Travel Georgia: Life in a Georgian Village

Farmer in Kakheti, Georgia

A local farmer in Kakheti, Georgia finishes up a day of work by dragging home some scrap metal.

The easternmost region in Georgia, Kakheti is bordered by the small mountainous province of Tusheti, the Greater Caucasus mountain range to the north, the Russian Federation to the northeast, Azerbaijian to the southeast, and the Georgian province of Kartli to the west.

I recently had the opportunity to explore Kakheti while on a business trip to Georgia. I was there to learn about the Teach and Learn in Georgia program, a new education program that is sponsored by the Georgian Ministry of Education and Science. Their goal – to bring 10,000 native English speakers into the country to teach English within the Georgian public school system – is garnering headlines for being one of the most innovative teaching abroad programs on the scene in a long time. Hundreds of ESL teachers are flocking to this tiny Eurasian country to experience life within its borders. As Director of Recruiting for Reach To Teach Recruiting, I spent two weeks in Georgia learning about the program, visiting various public schools throughout the land, and meeting with ESL teachers and their host families.

Life in a Georgian village is not easy. Often there is no running water or electricity for a day or two. Life tends to be slow-paced, with much of the work being done during the months of spring, summer and fall. Winter is a time for rest and for reading, and it’s not uncommon to see neighbors seated outside their homes and enjoying the brisk winter weather.

This tiny village is about a 2o-minute drive from Signagi (Signaghi), an important cultural center within the region. Kakheti, as one of the most visited regions in Georgia, enjoys a fast developing travel infrastructure. Its most visited towns, Sinagi and Telavi, offer a number of small and comfortable hotels. Visitors come to this region to learn more about Georgia’s wine making culture. In addition to being known for its handwoven carpets and wine, Signagi is also blessed with stunning landscapes and historical monuments. The town has recently undergone a fundamental reconstruction program and become and important part of Georgia’s tourist industry.

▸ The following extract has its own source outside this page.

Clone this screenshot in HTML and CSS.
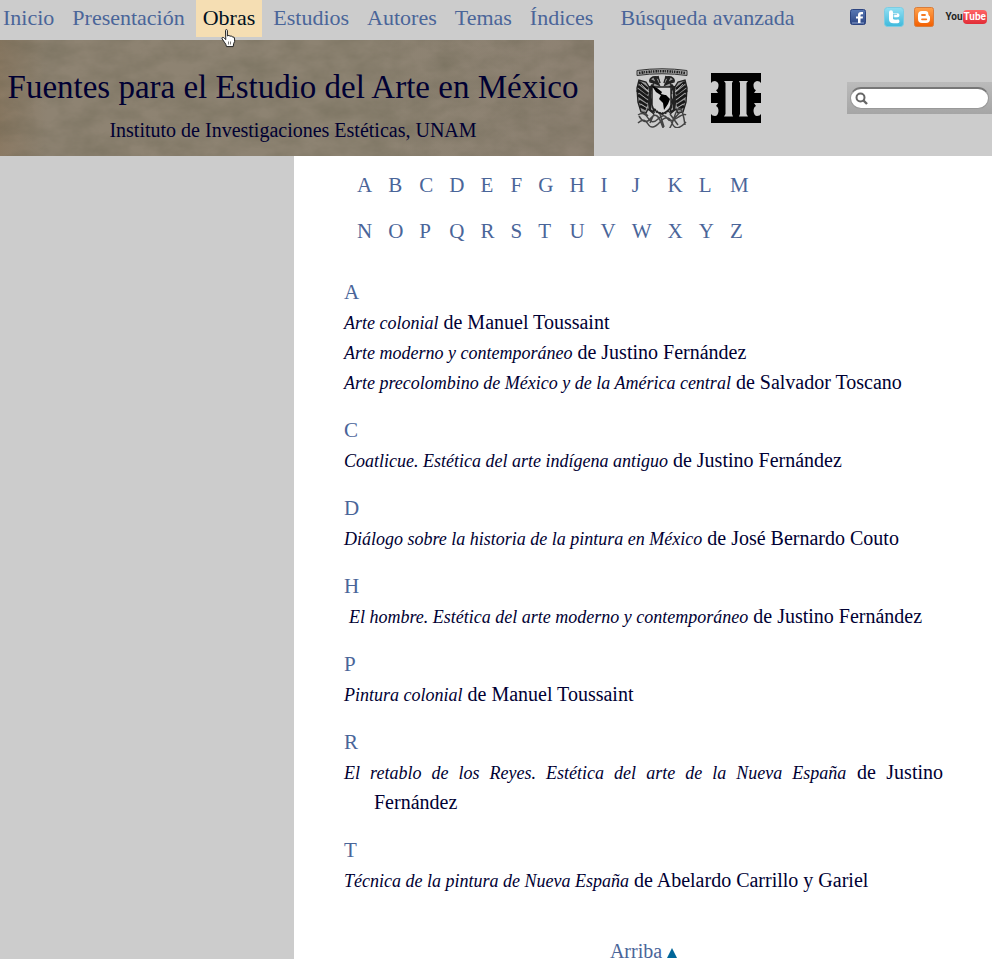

For more information on teaching in Georgia, please feel free to contact me at

6 thoughts on “Travel Georgia: Life in a Georgian Village

  1. ava

    Hands down, you have the coolest job ever. Interesting article too. Who knew they were making a push to bring in English teachers? I guess now we do..

    • Carrie Post author


      Reach To Teach just became an official partner with the Georgian Ministry of Education in December. I guess I should’ve written about the program sooner, but we’ve been swamped getting things set up. Anyways, more updates to follow!

  2. JoAnna

    I think Georgia is one of those countries that not many people would even think of visiting, but I love it when they get press. I’ve never been, but I’m definitely intrigued to visit that part of the world.

    • Carrie Post author

      Hi Joanna,

      I have to admit, I had a vague idea of where Georgia is placed on the map before I went and that was it. I suspect most people are probably in the same boat. It’s a fascinating country, and I really enjoyed my time there. If John and I were a bit younger, we’d certainly consider volunteering there for a semester!

  3. Snarky Tofu

    I must say that I find the Georgia you’ve written about bears little resemblance to that of my own experience, a land of peaches and cotton where strapping cousins are able to drive devil-may-care in a high performance, seemingly indestructible automobile painted with the distinctive colors of the confederacy whose horn plays “land of cotton” to confuse the pursuing constabulary, a foolish endeavor indeed because while the Mountains might get them, the law certainly never will.

    My point, Carrie, is that you may have taken a wrong turn somewhere, and wound up in a different spot than expected, perhaps through use of an outdated guidebook. This can happen to the best of us, and as professionals we shouldn’t be so proud as to admit our mistakes. Please don’t take my criticism as anything other than constructive and friendly. I am, after all, just a good old boy, never meaning no harm.